Copy all lines below containing "this".

== Material

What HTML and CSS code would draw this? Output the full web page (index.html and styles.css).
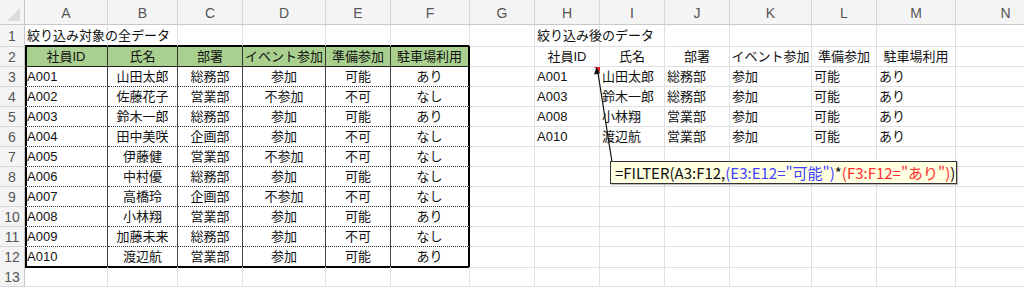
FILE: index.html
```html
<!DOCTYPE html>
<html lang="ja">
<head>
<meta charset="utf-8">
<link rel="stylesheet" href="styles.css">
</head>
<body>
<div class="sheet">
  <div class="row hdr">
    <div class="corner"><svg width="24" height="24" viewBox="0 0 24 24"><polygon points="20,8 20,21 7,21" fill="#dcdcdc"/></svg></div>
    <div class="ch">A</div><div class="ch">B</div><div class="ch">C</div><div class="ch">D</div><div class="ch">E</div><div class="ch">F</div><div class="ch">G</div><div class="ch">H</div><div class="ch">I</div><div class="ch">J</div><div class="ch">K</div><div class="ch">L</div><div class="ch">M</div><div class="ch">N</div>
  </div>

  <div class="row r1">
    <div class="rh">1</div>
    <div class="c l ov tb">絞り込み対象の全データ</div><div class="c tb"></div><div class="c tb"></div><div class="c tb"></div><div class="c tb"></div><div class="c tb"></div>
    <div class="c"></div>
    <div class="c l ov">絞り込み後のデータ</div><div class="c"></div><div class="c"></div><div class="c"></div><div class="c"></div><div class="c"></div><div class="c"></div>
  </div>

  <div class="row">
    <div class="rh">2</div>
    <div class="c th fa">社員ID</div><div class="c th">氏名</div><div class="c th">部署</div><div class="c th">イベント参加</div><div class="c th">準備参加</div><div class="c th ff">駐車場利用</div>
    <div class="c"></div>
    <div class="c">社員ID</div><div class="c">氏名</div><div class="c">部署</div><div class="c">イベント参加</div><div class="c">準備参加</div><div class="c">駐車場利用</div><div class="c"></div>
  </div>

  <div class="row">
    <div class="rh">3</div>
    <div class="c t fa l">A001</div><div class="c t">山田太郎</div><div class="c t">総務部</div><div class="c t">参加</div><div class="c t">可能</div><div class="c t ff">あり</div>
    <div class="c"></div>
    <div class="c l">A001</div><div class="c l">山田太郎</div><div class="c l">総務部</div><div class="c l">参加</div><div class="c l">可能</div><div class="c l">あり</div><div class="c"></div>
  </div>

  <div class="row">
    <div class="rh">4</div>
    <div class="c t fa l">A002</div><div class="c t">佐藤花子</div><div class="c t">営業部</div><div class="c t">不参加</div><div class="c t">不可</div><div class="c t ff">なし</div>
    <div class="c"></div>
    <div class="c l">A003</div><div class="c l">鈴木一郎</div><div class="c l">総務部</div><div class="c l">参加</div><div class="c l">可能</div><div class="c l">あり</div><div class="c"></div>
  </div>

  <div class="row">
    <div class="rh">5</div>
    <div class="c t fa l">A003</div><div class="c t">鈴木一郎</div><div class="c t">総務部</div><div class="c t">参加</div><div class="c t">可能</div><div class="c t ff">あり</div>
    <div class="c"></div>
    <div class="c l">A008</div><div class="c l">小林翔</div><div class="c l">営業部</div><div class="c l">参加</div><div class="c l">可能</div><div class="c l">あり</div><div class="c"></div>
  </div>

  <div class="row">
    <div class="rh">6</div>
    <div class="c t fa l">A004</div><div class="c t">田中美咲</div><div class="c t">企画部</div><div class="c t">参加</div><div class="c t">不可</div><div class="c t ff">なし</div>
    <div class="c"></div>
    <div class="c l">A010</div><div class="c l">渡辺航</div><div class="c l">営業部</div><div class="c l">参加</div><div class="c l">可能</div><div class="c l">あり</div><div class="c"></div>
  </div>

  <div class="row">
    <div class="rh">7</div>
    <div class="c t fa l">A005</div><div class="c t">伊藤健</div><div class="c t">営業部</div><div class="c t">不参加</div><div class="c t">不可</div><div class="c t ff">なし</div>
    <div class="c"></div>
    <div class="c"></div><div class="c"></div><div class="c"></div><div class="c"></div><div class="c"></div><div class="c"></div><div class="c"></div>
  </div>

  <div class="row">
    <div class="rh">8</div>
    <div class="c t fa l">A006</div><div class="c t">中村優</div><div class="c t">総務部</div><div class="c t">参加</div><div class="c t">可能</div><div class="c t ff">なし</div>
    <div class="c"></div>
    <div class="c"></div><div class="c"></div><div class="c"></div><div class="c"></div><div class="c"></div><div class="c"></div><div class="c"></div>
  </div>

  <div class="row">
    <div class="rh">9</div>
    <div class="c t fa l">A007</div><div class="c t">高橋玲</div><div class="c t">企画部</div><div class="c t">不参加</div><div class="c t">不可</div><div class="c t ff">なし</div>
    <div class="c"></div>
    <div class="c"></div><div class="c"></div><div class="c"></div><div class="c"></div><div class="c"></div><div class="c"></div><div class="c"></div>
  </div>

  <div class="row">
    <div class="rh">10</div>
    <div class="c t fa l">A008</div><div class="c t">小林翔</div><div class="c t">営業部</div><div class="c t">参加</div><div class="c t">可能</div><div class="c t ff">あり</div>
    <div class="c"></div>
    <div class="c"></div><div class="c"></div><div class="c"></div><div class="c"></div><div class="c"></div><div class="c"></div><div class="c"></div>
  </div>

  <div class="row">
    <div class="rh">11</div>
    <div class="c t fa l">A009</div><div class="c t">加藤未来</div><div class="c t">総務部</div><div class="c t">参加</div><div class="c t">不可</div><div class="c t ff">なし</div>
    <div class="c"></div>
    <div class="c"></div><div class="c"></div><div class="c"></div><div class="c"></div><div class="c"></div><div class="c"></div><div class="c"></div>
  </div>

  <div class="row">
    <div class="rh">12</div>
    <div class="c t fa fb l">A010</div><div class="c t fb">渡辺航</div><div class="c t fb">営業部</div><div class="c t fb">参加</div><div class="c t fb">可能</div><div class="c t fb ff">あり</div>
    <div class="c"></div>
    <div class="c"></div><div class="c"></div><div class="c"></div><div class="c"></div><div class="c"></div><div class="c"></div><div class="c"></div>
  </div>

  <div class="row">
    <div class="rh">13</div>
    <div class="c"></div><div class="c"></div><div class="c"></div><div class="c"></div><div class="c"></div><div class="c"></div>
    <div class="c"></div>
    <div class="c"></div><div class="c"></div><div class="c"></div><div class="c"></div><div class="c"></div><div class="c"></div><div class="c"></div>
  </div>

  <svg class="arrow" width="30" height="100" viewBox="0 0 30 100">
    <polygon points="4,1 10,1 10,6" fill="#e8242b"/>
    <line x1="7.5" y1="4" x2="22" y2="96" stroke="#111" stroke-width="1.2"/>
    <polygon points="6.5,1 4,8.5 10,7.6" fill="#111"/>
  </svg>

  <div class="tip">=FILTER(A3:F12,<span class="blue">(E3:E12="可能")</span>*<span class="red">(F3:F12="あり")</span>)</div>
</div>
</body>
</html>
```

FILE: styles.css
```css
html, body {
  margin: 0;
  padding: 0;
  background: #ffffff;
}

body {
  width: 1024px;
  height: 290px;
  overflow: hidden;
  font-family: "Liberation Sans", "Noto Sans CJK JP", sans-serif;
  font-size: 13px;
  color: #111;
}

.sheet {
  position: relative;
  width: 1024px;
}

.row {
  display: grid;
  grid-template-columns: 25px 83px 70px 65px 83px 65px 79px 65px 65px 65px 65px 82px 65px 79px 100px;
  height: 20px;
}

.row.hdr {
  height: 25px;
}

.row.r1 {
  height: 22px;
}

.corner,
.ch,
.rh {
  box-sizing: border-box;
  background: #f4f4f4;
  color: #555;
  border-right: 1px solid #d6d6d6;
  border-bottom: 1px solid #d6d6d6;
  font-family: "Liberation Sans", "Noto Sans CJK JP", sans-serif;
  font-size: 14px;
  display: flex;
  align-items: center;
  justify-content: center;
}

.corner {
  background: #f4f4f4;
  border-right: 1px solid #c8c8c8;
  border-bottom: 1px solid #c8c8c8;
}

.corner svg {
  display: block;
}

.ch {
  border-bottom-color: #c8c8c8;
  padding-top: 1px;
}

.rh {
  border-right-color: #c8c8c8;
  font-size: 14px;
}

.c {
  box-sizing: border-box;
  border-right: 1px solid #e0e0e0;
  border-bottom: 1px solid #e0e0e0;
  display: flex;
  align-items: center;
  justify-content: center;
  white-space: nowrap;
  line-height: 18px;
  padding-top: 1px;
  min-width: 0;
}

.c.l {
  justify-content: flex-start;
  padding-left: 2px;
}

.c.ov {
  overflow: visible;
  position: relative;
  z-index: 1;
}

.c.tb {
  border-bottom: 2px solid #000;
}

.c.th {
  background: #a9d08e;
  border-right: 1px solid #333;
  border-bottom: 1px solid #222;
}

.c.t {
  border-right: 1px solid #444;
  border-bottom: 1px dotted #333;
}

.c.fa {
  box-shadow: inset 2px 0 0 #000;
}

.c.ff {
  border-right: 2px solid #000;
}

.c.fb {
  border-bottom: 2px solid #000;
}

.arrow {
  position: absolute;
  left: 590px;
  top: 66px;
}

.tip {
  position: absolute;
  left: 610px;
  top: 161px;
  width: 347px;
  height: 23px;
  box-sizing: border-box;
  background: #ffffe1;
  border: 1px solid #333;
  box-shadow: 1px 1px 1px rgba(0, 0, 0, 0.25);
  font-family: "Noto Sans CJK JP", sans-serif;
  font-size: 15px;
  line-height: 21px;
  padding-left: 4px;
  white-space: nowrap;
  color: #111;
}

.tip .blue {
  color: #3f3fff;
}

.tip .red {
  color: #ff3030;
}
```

====
== Material

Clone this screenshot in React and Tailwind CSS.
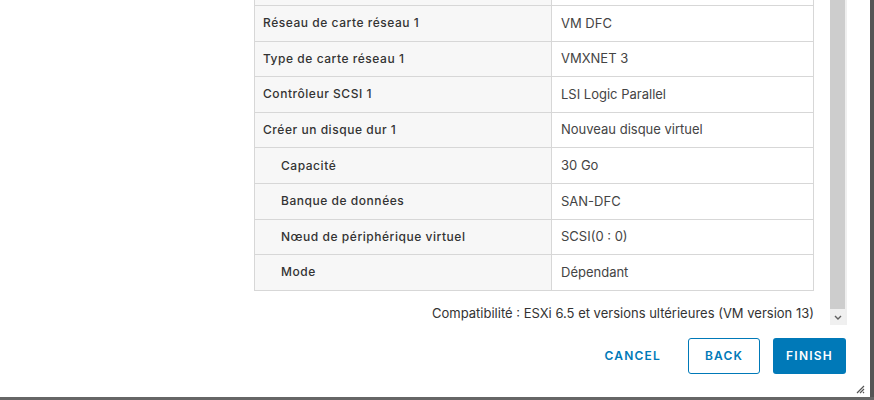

====

■ Worked answer:
What HTML and CSS code would draw this? Output the full web page (index.html and styles.css).
Clone this screenshot in React and Tailwind CSS.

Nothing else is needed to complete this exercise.